Les hommes à la découverte de Dieu

La force de Mohammed Abdallah Draz est d’avoir su cumuler ses connaissances religieuses aux sciences humaines, permettant un rapprochement des civilisations et des cultures.

Sa vaste culture et son attachement à sa foi et ses traditions le distingue de nombreux érudits musulmans et lui ont permis d’opposer ses travaux aux plus grands intellectuels européens.

Dans ce livre il dresse une étude sociologique de la Religion dans l’histoire de l’humanité.

L’expression « histoire des religions » vient d’occident et est relativement récente (19e siècle).

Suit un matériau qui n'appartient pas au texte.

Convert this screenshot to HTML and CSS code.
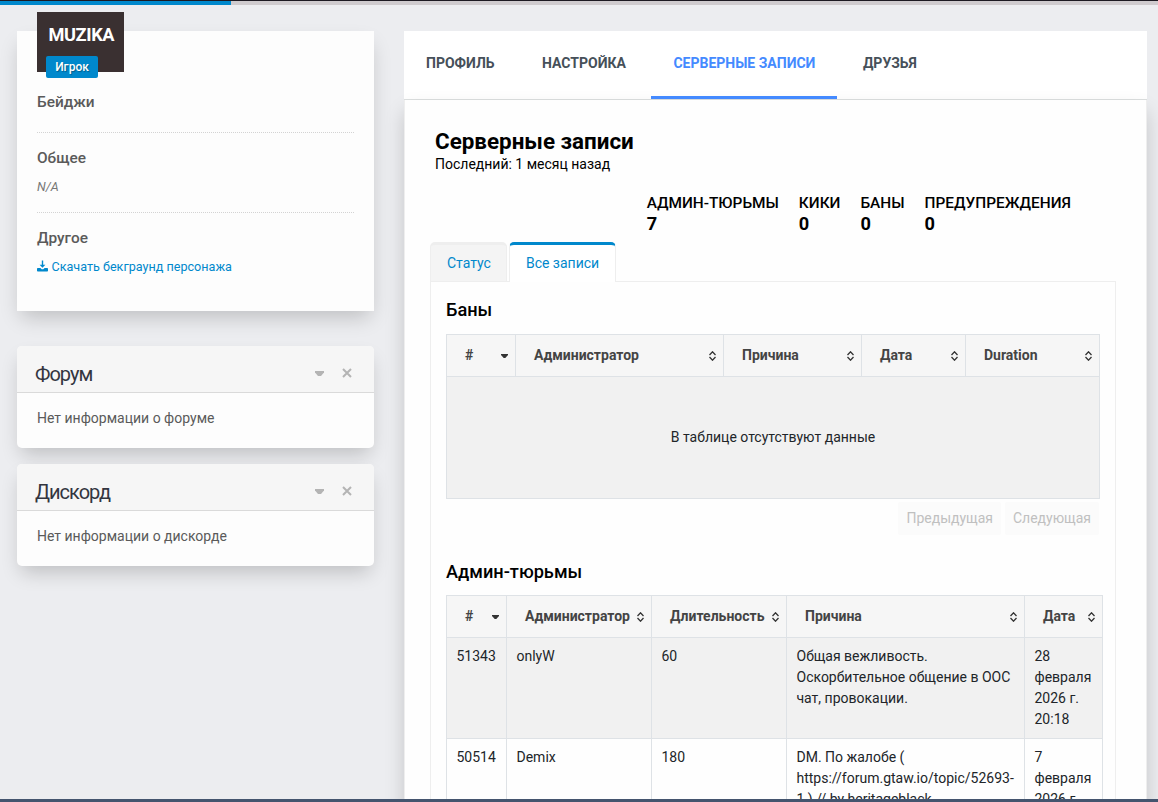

La religion a toujours possédé une place centrale dans l’histoire des peuples.

Avec l’apparition de l’islam qui se propagea rapidement jusqu’à recouvrir d’immenses contrées d’Europe occidentale, les sciences et les mœurs ainsi que les législations islamiques se propagèrent en Occident.

L’occident est ainsi redevable aux arabes de la découverte des sciences orientales mais ce qu’il y a d’extraordinaire c’est qu’il leur est également redevable des sciences occidentales elles mêmes.

Quand l’empire romain avait envahit la Grèce il resta étranger à la culture grecque, par la suite le christianisme occupé par les luttes et les polémiques religieuses internes et externes qui le rongeait demeura ignorant de la science développé par les grecs.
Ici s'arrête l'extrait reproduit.